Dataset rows
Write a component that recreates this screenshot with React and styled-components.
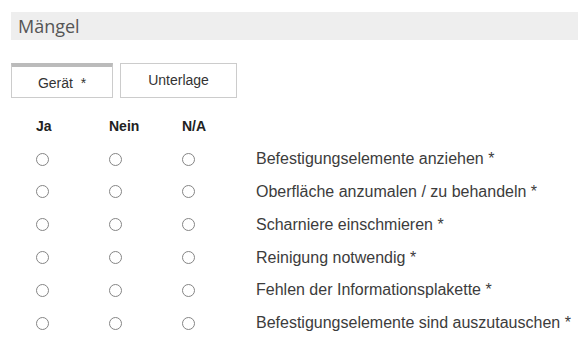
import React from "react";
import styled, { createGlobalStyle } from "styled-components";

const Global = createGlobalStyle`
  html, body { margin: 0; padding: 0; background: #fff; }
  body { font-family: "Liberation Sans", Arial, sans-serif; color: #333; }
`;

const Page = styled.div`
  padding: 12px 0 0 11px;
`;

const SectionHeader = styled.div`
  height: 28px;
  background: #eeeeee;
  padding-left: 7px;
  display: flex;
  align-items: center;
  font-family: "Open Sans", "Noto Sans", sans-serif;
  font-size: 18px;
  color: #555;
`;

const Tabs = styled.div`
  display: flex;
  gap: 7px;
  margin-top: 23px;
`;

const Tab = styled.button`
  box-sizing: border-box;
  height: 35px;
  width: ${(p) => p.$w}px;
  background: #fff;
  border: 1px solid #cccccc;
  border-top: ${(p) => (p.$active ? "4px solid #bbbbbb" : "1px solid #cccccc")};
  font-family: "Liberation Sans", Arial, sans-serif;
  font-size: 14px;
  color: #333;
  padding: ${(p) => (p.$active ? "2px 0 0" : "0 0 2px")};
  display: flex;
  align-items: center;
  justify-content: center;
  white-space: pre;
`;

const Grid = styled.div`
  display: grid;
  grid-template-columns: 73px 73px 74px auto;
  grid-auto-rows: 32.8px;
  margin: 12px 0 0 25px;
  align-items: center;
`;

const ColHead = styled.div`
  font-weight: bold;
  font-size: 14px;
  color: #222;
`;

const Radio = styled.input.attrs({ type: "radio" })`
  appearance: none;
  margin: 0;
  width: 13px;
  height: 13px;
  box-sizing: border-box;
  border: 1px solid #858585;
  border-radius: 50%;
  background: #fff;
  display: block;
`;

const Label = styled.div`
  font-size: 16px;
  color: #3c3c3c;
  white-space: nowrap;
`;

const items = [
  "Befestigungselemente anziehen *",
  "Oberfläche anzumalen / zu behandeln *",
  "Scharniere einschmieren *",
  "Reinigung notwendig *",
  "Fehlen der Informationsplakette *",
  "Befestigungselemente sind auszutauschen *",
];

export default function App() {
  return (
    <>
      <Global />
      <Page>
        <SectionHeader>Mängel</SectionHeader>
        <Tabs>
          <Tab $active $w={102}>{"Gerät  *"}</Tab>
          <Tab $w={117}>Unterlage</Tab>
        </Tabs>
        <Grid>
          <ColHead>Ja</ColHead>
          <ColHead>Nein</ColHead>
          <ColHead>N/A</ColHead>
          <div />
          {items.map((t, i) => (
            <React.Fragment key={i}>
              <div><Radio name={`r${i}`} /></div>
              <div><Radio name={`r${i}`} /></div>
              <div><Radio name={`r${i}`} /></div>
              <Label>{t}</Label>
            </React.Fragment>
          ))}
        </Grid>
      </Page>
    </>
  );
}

---

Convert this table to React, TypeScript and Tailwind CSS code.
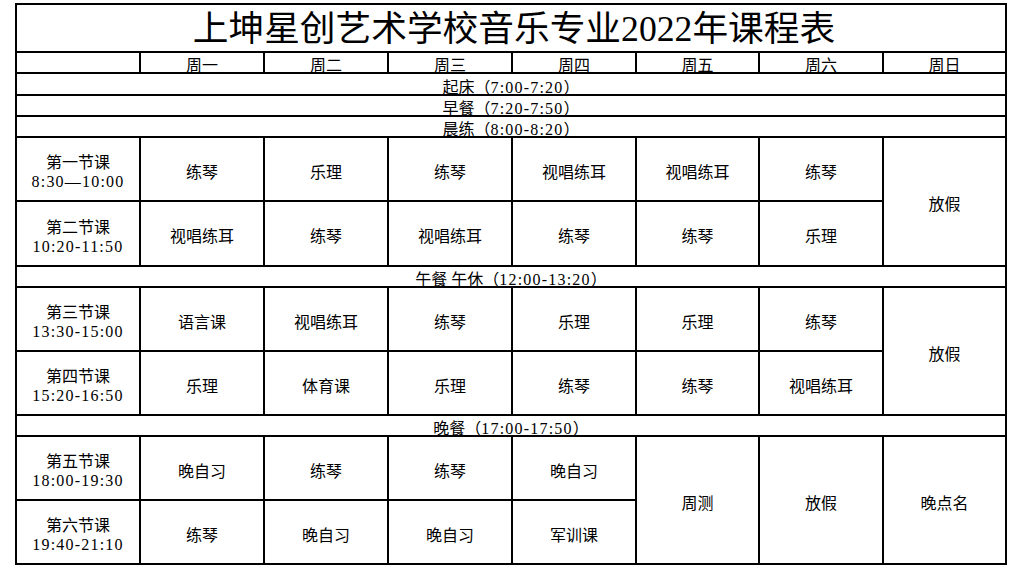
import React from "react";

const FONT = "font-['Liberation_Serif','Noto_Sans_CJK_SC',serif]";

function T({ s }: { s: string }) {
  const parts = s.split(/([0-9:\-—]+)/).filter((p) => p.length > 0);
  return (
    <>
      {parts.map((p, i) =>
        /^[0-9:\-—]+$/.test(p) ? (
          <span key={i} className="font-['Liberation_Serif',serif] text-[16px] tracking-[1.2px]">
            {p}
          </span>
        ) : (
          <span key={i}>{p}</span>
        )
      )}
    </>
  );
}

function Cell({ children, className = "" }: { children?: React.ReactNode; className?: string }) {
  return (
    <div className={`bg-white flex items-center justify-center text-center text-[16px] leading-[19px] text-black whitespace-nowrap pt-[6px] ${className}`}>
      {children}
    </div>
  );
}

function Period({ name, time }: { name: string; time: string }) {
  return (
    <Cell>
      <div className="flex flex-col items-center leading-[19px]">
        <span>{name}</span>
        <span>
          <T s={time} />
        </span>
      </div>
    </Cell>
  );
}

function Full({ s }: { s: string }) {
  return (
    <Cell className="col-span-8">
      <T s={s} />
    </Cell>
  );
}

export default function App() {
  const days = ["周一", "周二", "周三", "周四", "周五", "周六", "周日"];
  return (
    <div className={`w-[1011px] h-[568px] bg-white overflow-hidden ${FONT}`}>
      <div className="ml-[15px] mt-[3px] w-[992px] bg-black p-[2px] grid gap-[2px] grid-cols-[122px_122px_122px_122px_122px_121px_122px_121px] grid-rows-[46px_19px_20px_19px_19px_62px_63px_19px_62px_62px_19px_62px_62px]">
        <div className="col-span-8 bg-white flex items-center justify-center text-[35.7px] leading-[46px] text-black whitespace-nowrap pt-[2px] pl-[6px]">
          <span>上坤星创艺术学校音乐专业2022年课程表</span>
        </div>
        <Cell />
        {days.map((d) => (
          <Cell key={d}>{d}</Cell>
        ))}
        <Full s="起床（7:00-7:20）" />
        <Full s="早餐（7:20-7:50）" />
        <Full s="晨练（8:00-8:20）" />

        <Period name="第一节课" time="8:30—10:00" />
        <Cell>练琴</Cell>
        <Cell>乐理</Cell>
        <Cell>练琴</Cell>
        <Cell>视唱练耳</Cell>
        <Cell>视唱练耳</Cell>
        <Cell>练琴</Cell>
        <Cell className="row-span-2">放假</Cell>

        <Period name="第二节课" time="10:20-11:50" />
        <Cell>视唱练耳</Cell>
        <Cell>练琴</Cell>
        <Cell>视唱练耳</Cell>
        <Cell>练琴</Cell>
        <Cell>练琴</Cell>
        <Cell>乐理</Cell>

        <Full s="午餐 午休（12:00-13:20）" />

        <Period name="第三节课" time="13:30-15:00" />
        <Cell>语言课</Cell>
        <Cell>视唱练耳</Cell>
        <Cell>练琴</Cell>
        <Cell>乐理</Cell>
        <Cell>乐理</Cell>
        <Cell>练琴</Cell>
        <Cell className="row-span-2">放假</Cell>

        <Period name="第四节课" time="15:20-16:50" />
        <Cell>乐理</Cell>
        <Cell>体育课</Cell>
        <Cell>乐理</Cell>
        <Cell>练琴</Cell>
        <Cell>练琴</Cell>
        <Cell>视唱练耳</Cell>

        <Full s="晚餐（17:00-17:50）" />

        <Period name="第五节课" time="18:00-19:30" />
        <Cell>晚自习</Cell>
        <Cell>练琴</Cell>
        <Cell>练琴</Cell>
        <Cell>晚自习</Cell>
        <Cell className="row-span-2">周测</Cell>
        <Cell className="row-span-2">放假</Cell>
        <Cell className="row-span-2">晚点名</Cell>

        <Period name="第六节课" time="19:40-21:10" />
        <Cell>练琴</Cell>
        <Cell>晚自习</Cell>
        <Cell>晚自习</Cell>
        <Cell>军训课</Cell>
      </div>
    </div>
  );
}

* [What you have to do]: Lines containing the string "React" are to be selected and copied.

* [Problem solution]:
Write a component that recreates this screenshot with React and styled-components.
import React from "react";
            <React.Fragment key={i}>
            </React.Fragment>
Convert this table to React, TypeScript and Tailwind CSS code.
import React from "react";
function Cell({ children, className = "" }: { children?: React.ReactNode; className?: string }) {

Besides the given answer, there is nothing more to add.